Written by: Michael Den Boer on October 18th, 2004
Theatrical Release Date: Japan, January 25th, 1969
Director: Kinji Fukasaku
Writers: Kinji Fukasaku, Hiro Matsuda
Cast: Akihiro Miwa, Eitarô Ozawa, Masakazu Tamura, Ayako Hosho
DVD Released: February 25th, 2003
Approximate Running Time: 90 minutes
Aspect Ratio: 2.35:1 Anamorphic Widescreen
Sound: Dolby Digital Mono
DVD Release: Vitagraph/Ventura
Region Coding: Region 1 NTSC
Retail Price: $24.99
The main plot revolves around Ryoko Fujio (Akihiro Miwa) a chanteuse who recently arrived in town. Very little is know about her past until men from her past show up one by one and is a series of flashbacks we are given more incite into her back-story. Kyohei (Eitarô Ozawa) is a married man who frequents a member’s only men’s club were Ryoko performs. Kyohei soon becomes infatuated with Ryoko who has spun her web of deceit. Kyohei’s son Wataru shortly after moving in with his father also begins an affair with his fathers’ mistress which only complicates things more.
Black Rose Mansion is an unusual film even by Kinji Fukasaku’s standards. The film relies on the structure that soap opera’s employ. The films lead is drag queen Akihiro Miwa portrays a woman in the film even though it is obvious that a he is a man dressed in drag the moment he first arrives on screen. This helps the film giving it a edgy weirdness that lifts it above your standard melodrama.
Through out the film Fukasaku expertly uses color to emphasize emotions and heighten tension. Black Rose Mansion is a sequel to Black Lizard and unlike its predecessor it lacks the freshness of Black Lizard. Black rose Mansion has some interesting moments most notably the flashback sequences, still in the end this film is one of Fukasaku’s more pedestrian films.
Black Rose Mansion is presented in an anamorphic widescreen that preserves the films original aspect ratio. This is one of Kinji Fukasaku’s more colorful films and this DVD captures accurately the films color palette. There are no noticeable artifacts and the overall print used is in good shape, still the detail is not as good as If You Were Young Rage release. Two minor drawbacks that never take away from enjoying the film are the film is a tad to dark at times and grain is more present then in their other Fukasaku releases.

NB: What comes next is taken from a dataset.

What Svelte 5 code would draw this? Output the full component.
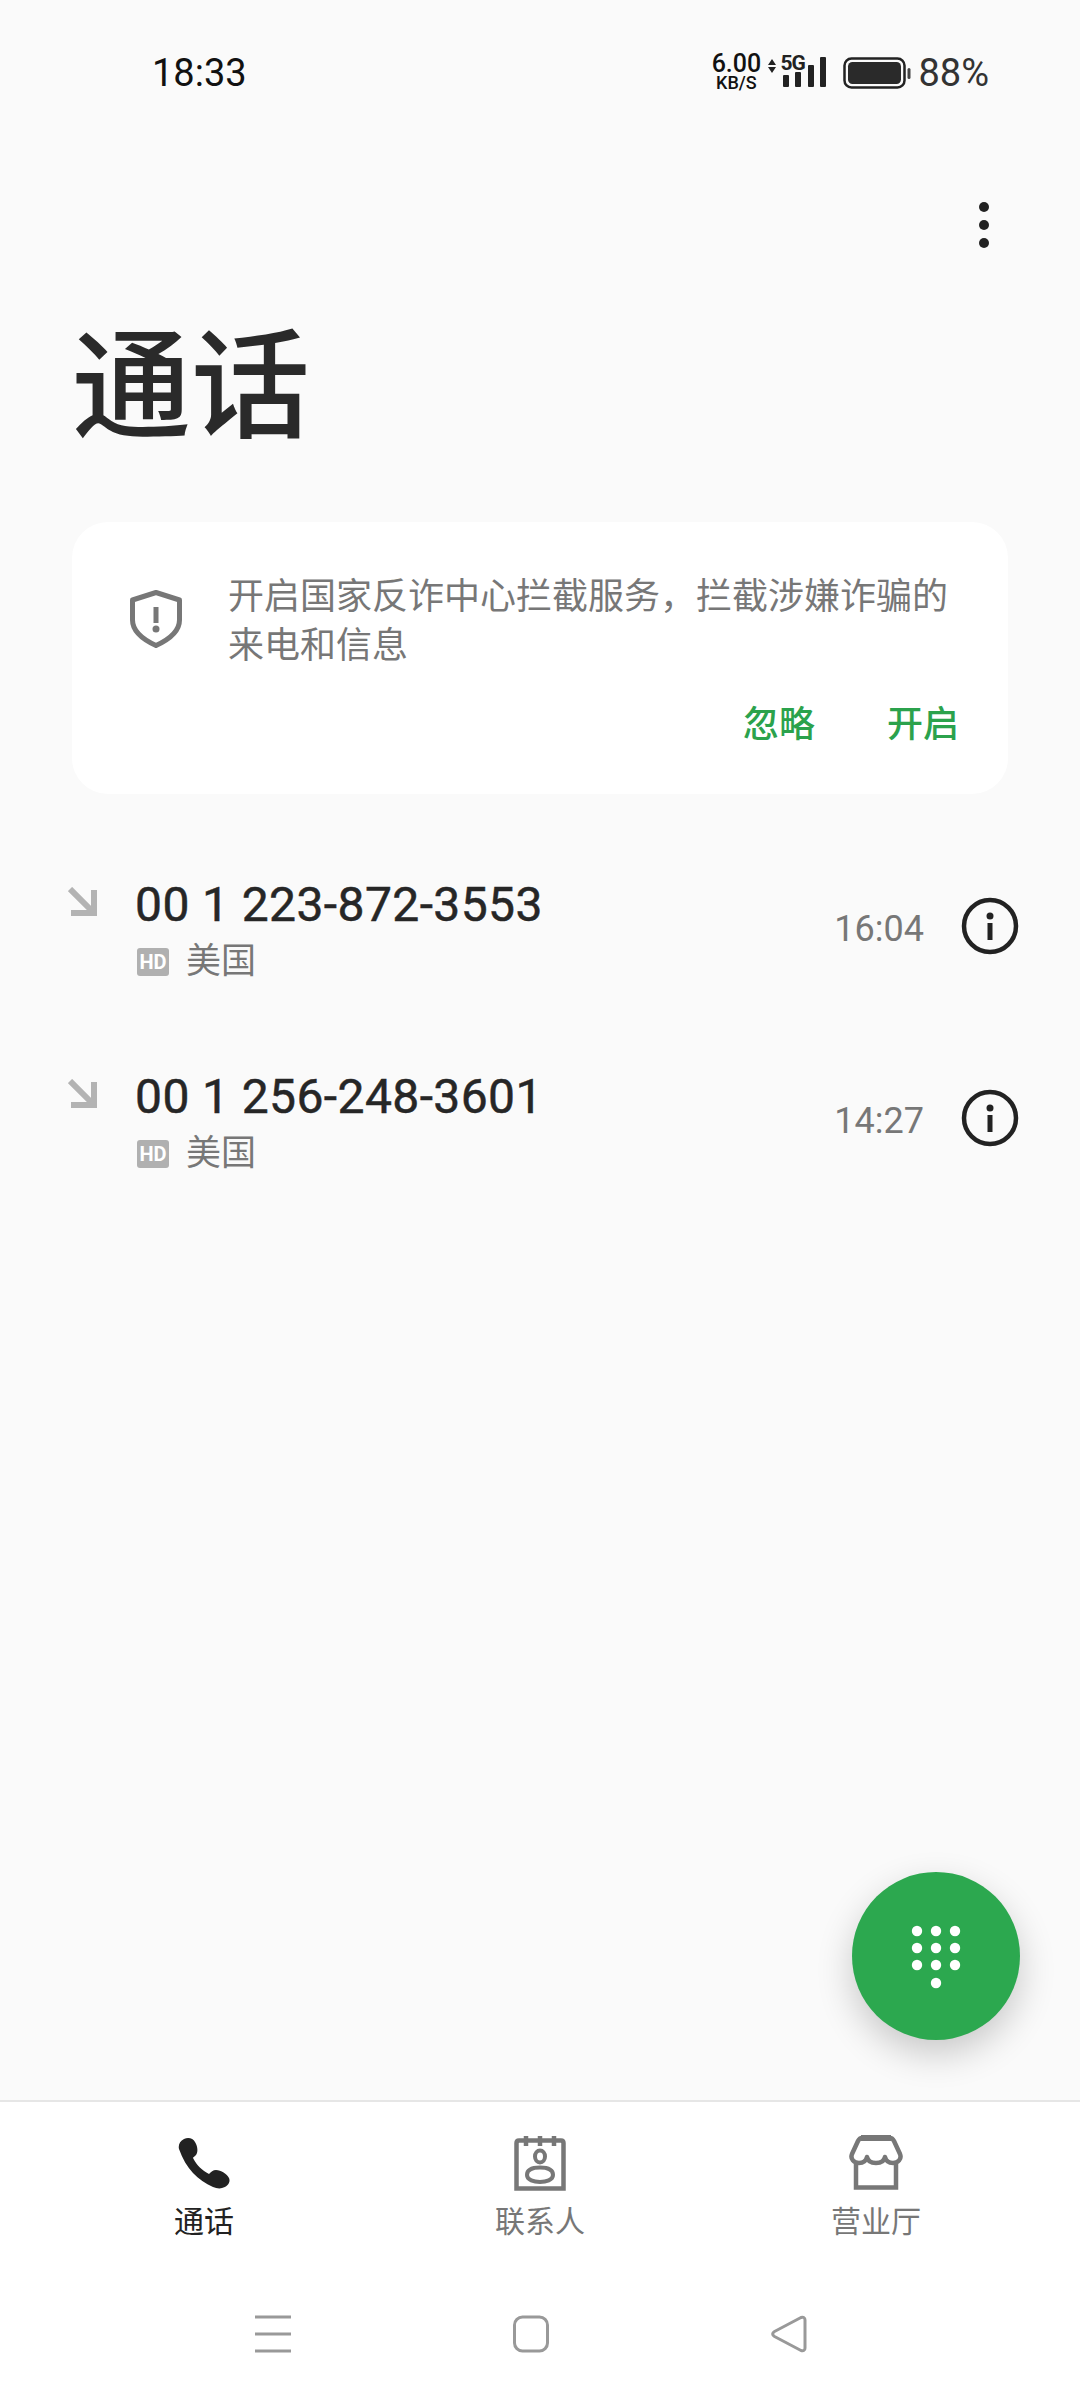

The only audio option included on this DVD the films original Japanese audio track which is presented in a Dolby Digital Mono that is free of hiss or distortion. The audio is clean and the action is always easy to follow. English Subtitles have been included that are easy to read and follow. Unlike previous Vitagraph release like Black Tight Killers and Female Convict Scorpion Jailhouse 41 which had their subtitles burnt into the prints that were used for those releases. This DVD comes with removable subtitles.
Extras include trailers for City of Lost Souls, Happiness of the Katakuris, Audition, Everything Put Together and a trailer for Black Rose Mansion. Other extras include a featurette about the History of the Egyptian Theater and brief liner notes written by Patrick Macias. Rounding out the extras is an interview with Kinji Fukasaku that runs about twenty minutes in length. Fukasaku discusses Black Rose Mansion and Black Lizard with detailed answers. Vitagraph gives this cult classic the special edition DVD it rightfully deserves.